§ What to do: In the entries below, find the lines that contain the word "this" and copy them.

§ Working data:
____________________

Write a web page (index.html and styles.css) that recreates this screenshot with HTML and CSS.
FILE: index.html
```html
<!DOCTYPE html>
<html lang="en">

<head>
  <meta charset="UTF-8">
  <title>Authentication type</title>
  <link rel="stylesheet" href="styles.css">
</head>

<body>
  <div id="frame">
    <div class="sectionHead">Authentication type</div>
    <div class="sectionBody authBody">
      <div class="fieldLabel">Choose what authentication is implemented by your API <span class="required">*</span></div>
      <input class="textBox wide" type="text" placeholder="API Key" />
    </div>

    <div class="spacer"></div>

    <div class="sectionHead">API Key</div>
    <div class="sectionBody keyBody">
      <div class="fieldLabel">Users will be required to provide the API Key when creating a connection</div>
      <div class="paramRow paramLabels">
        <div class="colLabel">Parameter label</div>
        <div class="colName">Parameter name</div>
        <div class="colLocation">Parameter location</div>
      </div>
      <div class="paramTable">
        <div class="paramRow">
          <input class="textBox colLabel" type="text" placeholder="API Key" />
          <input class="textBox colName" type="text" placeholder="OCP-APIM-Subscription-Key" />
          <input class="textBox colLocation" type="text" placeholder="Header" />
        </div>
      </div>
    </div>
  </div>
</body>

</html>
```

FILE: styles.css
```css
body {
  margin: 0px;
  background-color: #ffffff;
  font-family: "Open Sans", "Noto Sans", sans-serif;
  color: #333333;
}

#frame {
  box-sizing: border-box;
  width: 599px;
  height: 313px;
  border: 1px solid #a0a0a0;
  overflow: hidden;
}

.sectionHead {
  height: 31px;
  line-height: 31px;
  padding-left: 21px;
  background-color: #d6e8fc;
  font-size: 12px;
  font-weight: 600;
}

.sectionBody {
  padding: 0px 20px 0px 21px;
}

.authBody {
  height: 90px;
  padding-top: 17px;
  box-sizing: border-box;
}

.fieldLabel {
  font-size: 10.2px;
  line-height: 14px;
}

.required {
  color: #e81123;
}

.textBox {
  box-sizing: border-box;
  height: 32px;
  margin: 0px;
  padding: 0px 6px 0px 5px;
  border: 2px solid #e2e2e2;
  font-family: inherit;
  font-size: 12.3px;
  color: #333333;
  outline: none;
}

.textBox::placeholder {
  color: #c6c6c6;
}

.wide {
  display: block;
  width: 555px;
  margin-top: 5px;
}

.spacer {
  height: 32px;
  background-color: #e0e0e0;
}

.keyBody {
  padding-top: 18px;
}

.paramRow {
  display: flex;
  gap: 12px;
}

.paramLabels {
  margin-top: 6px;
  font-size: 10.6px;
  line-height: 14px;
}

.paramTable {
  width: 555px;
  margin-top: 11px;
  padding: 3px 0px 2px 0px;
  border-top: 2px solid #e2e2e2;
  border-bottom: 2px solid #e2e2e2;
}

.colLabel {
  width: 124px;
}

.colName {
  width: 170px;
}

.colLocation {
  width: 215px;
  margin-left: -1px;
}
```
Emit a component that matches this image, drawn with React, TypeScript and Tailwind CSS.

____________________

§ Expected output:
Write a web page (index.html and styles.css) that recreates this screenshot with HTML and CSS.
Emit a component that matches this image, drawn with React, TypeScript and Tailwind CSS.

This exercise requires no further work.